Search the listing below for "React". Copy each matching line.
-------- Information given
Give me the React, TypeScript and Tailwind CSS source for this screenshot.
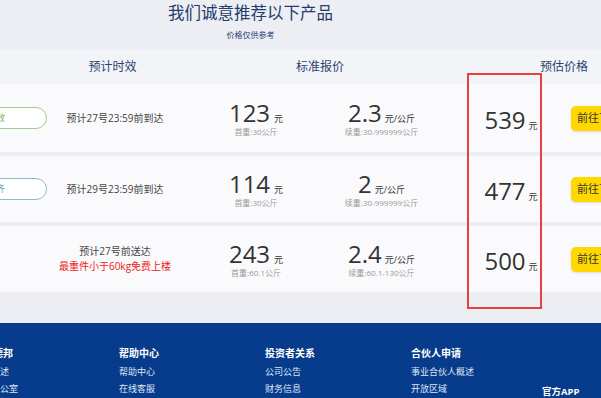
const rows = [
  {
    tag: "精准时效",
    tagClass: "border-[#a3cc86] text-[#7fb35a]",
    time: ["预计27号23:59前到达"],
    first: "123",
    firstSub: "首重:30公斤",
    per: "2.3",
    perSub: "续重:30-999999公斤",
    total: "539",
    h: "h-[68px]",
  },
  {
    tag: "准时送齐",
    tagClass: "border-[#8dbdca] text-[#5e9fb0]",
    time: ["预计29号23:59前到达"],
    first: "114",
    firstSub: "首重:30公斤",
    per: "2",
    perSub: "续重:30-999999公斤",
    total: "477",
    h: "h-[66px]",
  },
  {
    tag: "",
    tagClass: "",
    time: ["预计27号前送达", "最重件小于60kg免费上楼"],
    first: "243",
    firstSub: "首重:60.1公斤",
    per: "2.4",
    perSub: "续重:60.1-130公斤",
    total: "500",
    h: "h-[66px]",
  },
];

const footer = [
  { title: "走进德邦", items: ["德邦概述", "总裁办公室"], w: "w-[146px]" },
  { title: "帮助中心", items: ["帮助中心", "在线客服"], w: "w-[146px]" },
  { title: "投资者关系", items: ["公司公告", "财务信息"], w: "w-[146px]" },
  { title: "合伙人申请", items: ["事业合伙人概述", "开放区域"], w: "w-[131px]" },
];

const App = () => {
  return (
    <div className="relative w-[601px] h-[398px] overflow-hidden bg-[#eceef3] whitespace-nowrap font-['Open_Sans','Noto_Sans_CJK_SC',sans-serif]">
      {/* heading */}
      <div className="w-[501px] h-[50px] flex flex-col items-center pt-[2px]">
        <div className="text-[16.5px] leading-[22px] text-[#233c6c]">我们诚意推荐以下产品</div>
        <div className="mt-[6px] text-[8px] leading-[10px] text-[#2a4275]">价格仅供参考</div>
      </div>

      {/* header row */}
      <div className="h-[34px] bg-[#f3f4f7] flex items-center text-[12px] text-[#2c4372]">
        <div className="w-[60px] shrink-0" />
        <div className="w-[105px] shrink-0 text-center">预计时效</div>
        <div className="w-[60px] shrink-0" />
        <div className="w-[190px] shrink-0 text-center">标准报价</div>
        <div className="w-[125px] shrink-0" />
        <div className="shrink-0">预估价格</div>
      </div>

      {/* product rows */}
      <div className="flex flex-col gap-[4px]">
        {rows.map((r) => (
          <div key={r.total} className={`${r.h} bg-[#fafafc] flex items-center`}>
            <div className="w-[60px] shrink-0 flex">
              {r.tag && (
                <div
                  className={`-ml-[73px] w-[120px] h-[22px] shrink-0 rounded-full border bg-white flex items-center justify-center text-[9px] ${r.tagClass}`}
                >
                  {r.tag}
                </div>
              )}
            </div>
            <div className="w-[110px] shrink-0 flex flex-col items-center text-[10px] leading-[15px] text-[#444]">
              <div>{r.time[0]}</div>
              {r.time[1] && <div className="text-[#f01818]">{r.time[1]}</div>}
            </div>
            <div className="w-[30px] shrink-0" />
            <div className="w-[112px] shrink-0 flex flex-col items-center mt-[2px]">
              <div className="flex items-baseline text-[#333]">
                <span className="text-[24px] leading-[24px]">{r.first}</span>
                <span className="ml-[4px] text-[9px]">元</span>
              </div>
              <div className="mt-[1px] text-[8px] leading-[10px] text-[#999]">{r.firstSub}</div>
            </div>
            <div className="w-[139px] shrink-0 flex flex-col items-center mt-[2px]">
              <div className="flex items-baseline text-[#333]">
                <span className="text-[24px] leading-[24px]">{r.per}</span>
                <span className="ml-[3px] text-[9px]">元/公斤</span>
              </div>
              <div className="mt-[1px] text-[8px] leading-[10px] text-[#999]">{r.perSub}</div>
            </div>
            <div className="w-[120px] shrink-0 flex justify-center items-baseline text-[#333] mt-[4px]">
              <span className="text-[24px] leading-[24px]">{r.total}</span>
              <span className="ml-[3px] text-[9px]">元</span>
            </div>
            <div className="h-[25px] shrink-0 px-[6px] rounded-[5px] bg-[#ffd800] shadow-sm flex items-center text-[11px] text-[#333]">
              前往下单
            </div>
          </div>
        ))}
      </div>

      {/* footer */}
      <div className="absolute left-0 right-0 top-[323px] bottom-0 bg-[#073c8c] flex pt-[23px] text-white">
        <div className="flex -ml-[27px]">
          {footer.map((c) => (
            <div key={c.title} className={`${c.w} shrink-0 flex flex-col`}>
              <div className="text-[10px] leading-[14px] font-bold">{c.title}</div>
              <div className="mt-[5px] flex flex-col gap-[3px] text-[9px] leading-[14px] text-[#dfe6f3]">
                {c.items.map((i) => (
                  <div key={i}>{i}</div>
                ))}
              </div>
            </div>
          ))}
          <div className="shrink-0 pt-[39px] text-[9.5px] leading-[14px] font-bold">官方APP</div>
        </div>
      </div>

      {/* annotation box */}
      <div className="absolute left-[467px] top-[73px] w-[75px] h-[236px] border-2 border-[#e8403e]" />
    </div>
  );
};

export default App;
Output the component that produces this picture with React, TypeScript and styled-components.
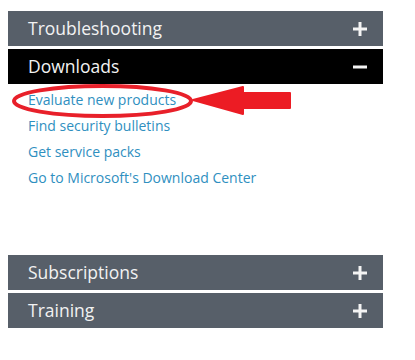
----------------
→ Answer to this task:
Give me the React, TypeScript and Tailwind CSS source for this screenshot.
Output the component that produces this picture with React, TypeScript and styled-components.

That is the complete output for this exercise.